Jack Blyzinskyj, an MBA student at Imperial College Business School has swum the English Channel to raise money for people fleeing from Ukraine.
Mr Blyzinskyj, who is of Ukrainian heritage, completed the 33 kilometre challenge, known as the “Everest of Swimming” in 10 hours and 36 minutes in a bid to raise money to support the Ukrainian refugee crisis. The Meter by Meter challenge, which aimed to raise £10 for every meter completed by Jack and his team during the Channel crossing, has so far raised over £100,000.
Mr Blyzinskyj, who is a former Olympic Trials swimming finalist for Team GB and an 11-time NCAA All-American, highlighted his inspiration for the Channel swim. “As a family with deep Ukrainian roots, the invasion was difficult to comprehend and impacted me personally. My grandfather was born in Western Ukraine when the country was under Soviet occupation in the 1930’s. At 15, just after WW2, he had to flee his country of birth, was in a refugee camp in Italy for a while, before settling in England. I hope our small act of human courage continues to shine a light on the resilience of Ukraine, her people, and all those who continue to help rebuild our communities.”
The funds raised by the challenge will go towards supporting the Imperial Sanctuary Support Fund which is designed to support scholarships for people displaced by war, conflict or environmental crisis who desire to study at Imperial but lack the financial means to take up an offered place.
"I hope our small act of human courage continues to shine a light on the resilience of Ukraine, her people, and all those who continue to help rebuild our communities.” Jack Blyzinskyj MBA student, Business School
Money will also be donated to Solidarité Ukraine, a non-profit organisation that aims to support displaced Ukrainians rebuild their lives across Europe. Solidarité Ukraine was founded by Dr Mary Meaney, a member of the Business School’s Advisory Board and the College Council. The charity works with businesses, non-profits and the government employment agency to place refugees in jobs. Further funding will also go to Remember US, a non-profit organisation that provides humanitarian aid to vulnerable people from Ukraine living in war zones.

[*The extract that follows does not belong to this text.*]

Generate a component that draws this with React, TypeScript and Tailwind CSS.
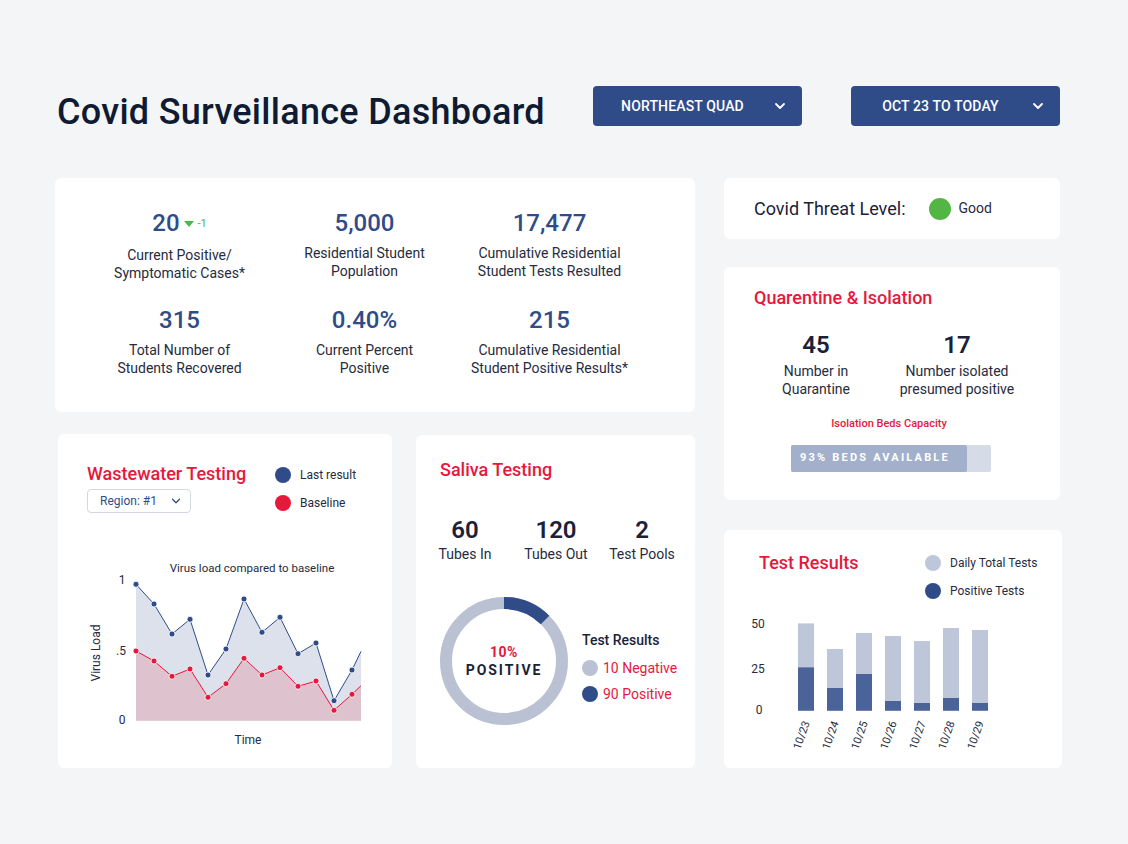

Dr Meaney said: "It is incredibly inspiring to witness the courage and commitment of Jack and the entire team. Despite gruelling conditions, freezing water and terrible currents, they managed to conquer the “Everest of swimming.” Their amazing effort has not only raised desperately needed funds for Ukrainian refugees and cancer research, it has also been a real source of inspiration to our entire community.”
Mr Blyzinskyj completed the challenge alongside a team comprising Dan Wallace, Team GB Olympic Silver Medallist, and Commonwealth Champion, Ross McWhirter, a Scottish and GB Triathlete, Jordan Dunn, Scottish National Team member and Harrison Haines, an Australian and a former University of Florida athlete.
After completing the swim, Mr Blyzinskyj said: “Conditions were quite grim, but after 10+ hours our team found the French coast. Our boat is one of the few successful crossings so far this year. Most of the other recent attempts have turned around due to the strong tides, high winds, and low visibility.
He added: "Even after a lifetime of swimming, this one took everything from our team. Over the past few days we’ve realized how much it gave back to us. The money we raised will make a prominent change in the causes we swam for, and that was the reason that turning around was never an option. The only thing longer than our swim, was the ocean of people supporting us, and it wouldn’t have been possible without them."